Investors are pattern-matchers. They want to know what changed in the world that makes your idea timely today rather than five years ago. Tie it to a regulatory shift, a technology change, a behavioural trend, or a cost curve that has crossed a threshold. Skipping this slide is a common mistake.

Step 4: Present the solution as a product, not a vision

Avoid abstract diagrams. Show real product screenshots, screenshots of working flows, or photos of the physical product in use. Three to five visuals beat a wall of bullet points. The investor must see, in 15 seconds, what your customer sees.

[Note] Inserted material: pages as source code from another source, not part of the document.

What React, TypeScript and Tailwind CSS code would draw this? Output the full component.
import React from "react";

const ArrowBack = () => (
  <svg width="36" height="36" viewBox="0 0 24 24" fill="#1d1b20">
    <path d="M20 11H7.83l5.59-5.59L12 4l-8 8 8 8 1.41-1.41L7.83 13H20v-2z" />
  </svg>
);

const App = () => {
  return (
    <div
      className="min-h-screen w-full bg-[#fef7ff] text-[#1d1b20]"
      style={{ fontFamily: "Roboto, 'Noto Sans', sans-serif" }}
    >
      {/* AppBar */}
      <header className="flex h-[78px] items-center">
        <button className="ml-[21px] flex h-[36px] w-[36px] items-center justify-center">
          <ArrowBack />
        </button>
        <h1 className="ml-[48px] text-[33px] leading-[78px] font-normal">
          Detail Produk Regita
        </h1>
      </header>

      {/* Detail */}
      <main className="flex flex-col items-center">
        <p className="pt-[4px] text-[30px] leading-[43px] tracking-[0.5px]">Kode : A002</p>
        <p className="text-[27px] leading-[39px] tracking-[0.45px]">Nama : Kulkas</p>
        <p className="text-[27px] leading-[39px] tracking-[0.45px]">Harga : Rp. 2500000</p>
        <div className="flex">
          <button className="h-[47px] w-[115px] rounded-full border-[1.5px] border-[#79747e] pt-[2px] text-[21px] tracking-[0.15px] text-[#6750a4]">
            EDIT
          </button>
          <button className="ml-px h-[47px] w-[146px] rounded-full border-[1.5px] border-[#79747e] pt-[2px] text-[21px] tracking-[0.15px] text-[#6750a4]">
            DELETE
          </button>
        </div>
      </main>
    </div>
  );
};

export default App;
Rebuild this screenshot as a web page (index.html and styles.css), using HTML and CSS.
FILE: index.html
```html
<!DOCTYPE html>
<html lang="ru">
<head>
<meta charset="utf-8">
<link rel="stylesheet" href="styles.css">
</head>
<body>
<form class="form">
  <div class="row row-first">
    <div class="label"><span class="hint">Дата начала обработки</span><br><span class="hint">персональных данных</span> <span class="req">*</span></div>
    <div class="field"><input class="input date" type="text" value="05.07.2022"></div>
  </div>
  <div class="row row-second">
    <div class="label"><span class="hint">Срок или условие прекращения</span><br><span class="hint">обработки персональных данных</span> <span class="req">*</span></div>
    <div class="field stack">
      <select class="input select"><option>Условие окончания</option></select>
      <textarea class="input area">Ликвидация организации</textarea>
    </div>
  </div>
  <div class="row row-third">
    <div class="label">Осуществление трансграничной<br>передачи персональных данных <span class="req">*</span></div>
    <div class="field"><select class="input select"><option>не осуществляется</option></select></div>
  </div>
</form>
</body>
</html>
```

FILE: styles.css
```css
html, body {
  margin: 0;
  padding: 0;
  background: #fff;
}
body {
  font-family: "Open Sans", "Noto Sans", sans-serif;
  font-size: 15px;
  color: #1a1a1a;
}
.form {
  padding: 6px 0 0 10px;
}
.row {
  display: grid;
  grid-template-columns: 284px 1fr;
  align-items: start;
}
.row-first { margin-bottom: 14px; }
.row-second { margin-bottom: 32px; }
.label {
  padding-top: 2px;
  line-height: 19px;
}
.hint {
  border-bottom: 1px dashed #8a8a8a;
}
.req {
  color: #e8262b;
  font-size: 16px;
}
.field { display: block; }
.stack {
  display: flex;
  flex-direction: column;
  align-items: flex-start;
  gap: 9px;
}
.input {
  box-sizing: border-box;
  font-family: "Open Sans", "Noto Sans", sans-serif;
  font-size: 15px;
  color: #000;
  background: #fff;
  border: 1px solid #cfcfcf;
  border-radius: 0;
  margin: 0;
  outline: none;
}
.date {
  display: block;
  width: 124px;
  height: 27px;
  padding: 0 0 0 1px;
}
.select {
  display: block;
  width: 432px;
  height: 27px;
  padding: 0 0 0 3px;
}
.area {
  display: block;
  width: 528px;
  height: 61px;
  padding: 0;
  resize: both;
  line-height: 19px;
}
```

Step 5: Prove demand with traction

Traction is the slide that converts skeptics. Pick the two or three numbers that best signal real demand. For early-stage startups, those usually are:

  • Monthly active users or paying customers, with month-on-month growth.
  • Revenue or revenue run rate.
  • Retention or repeat usage.
  • Notable enterprise contracts, if you are B2B.

Charts beat tables here. A simple line going up and to the right is a powerful slide.

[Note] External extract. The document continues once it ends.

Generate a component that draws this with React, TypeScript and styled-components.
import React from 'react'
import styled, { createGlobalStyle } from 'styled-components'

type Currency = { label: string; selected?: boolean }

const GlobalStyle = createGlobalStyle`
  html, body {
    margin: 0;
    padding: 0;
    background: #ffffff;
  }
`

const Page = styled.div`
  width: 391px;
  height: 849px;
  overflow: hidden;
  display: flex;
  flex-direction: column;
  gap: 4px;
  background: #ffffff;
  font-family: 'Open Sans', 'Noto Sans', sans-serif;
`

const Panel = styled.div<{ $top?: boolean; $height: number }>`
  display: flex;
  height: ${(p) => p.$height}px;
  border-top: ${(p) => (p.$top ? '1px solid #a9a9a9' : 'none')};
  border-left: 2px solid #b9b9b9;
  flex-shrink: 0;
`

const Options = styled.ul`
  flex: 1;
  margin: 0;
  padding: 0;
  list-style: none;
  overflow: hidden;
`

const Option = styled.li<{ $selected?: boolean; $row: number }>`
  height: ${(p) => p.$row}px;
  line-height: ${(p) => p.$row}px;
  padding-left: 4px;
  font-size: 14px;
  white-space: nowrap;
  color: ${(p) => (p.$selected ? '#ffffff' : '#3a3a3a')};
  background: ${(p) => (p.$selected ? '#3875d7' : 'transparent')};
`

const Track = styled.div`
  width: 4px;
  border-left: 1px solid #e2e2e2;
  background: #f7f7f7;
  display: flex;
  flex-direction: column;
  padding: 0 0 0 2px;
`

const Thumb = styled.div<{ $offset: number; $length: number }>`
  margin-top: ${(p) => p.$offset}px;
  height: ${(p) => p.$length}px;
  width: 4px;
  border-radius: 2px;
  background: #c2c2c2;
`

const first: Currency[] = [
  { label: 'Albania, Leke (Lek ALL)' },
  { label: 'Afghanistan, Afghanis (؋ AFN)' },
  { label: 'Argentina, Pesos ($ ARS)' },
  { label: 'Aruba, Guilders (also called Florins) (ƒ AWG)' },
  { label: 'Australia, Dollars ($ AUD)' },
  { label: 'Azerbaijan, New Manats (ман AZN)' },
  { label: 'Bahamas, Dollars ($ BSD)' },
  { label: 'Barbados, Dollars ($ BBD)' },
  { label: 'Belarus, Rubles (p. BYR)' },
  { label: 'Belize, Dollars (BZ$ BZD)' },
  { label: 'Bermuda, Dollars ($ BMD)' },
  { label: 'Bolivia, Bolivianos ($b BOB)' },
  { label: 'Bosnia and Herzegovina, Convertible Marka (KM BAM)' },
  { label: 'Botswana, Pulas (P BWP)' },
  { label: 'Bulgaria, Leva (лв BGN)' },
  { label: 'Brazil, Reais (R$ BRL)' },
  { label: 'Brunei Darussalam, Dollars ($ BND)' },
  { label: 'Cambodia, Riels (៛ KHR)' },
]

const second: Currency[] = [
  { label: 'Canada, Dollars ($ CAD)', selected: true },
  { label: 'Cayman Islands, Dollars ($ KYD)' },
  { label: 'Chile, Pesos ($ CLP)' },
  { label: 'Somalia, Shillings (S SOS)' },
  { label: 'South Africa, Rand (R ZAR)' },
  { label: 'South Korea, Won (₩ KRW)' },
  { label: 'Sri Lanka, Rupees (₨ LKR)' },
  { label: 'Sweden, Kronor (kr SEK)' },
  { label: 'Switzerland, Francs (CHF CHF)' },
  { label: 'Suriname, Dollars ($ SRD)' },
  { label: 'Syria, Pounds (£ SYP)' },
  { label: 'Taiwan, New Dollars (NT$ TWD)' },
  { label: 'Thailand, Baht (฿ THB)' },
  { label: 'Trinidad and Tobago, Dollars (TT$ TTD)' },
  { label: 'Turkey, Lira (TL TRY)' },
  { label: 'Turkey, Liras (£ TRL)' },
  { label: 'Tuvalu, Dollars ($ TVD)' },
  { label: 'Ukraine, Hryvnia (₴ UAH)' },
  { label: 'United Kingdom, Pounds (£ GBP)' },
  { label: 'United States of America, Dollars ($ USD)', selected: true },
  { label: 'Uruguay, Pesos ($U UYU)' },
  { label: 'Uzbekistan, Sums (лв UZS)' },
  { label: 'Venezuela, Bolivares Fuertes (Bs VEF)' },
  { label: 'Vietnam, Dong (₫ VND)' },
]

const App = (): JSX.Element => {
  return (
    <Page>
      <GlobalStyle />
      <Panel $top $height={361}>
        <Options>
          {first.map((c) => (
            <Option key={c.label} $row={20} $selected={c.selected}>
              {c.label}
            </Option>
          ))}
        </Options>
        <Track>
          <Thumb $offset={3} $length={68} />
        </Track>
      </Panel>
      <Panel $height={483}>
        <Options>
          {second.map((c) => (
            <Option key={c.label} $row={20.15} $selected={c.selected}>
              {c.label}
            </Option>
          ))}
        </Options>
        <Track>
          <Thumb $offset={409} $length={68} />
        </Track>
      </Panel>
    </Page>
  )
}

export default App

Step 6: Size the market correctly

Use the bottom-up method, not just top-down TAM-SAM-SOM diagrams. Show the calculation: number of target customers in your serviceable market times average annual contract value. A grounded 1,500 crore rupee SAM beats a hand-wavy 50,000 crore rupee TAM.

Investors are not impressed by enormous TAM numbers. They are impressed by realistic assumptions that suggest the company can become large.

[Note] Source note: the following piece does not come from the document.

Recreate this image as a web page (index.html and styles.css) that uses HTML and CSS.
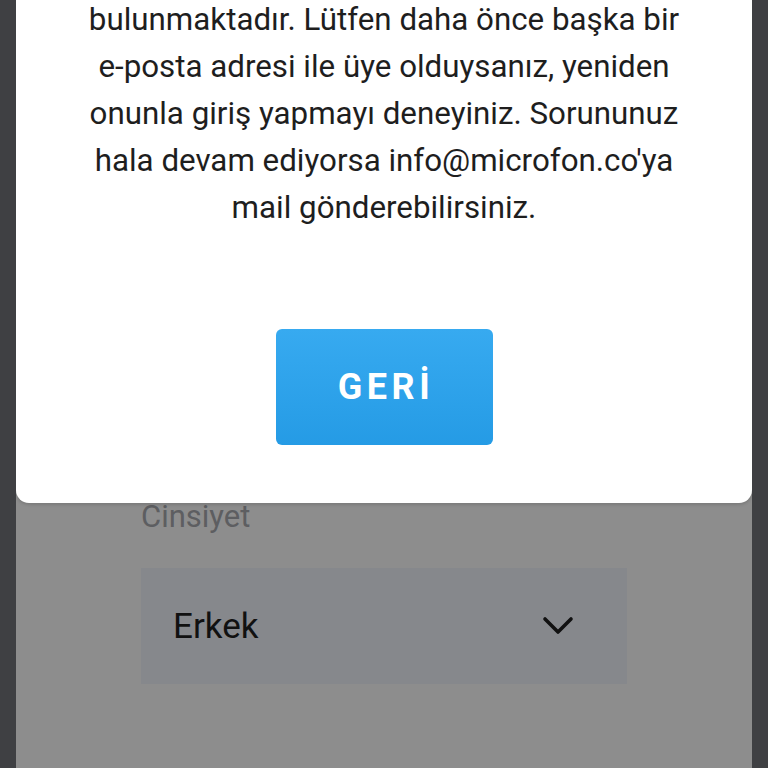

Step 7: Make the business model painfully clear

Two sentences and one diagram. Who pays whom for what, how often, and at what price. Cost structure goes here too — gross margin, customer acquisition cost, lifetime value if you have data. If your business model is genuinely innovative, take an extra slide to walk through the unit economics.

Step 8: Address competition honestly

Show a competition slide that includes real, well-known competitors. "We have no competition" is a red flag — it suggests either no market or no awareness. Use a 2x2 matrix or a simple feature comparison table. Highlight one or two genuine moats, such as proprietary data, network effects, or hard-won partnerships.

Step 9: Sell the team

For early-stage startups, the team slide can be the most important one. Show:

  • Founders with photos, names, and one-line credibility markers.
  • Why this team is uniquely placed to win this market.
  • Key advisors or independent directors, where relevant.

Drop the long list of past employers and focus on outcomes — what each founder built and shipped.

Step 10: Financials and the specific ask

Show three to five years of revenue projections, gross margin, and burn. Be honest about the assumptions. Then state the ask clearly: how much money you are raising, at what stage, and what the next 18 to 24 months of milestones will be funded by it.

The clearest ask wins. "We are raising 30 crore rupees in seed to reach 5 crore rupees in monthly revenue and break-even gross margin within 18 months" is a sentence that closes meetings.

Common mistakes to avoid

  • Too many slides. Aim for 12 to 15. Anything beyond 18 loses energy.
  • Dense text walls. Use no more than 30 words per slide.
  • Generic stock photos. Real product, real customers, real numbers.
  • Vague ask. "We are open to investor interest" is not an ask.
  • Hiding the negatives. Investors will find them anyway. Address risks honestly and show your mitigation.

Tips that consistently work

Three small habits separate good decks from great ones:

  1. Read every slide aloud. If a sentence does not sound natural when spoken, rewrite it.
  2. Test on a friend who knows nothing about your industry. If they cannot describe what you do after 5 minutes, the deck is unclear.
  3. Have a second deck for follow-up. The first deck should excite. The follow-up deck should answer the deeper diligence questions.

Where to learn more

Several Indian and global VC funds publish public guidance on what they expect in pitch decks. The Government of India's startup support portal links to several of these resources on the Startup India website. Reading two or three published examples teaches more than any generic template.

A compelling startup pitch deck is not a graphic-design exercise. It is a clear story with sharp numbers, told in a way that respects the investor's time. Build it that way and you will win the right to the second meeting — which is where the real work of how to raise startup funding actually begins.

Frequently Asked Questions

How many slides should a startup pitch deck have?
Aim for 12 to 15 slides for a first meeting. Decks beyond 18 lose investor attention. Keep depth for the follow-up data room.
What is the most important slide in a startup pitch deck?
For early-stage startups, the team slide. For growth-stage, the traction slide. Both must show evidence, not just claims.
Should I include valuation in the pitch deck?
Usually no. State the amount you are raising and the milestones it funds. Valuation is best discussed in the follow-up conversation.
How long should the pitch take to present?
Aim for 12 to 15 minutes spoken delivery, with 15 minutes saved for questions. Investors lose engagement if the pitch runs longer than 20 minutes.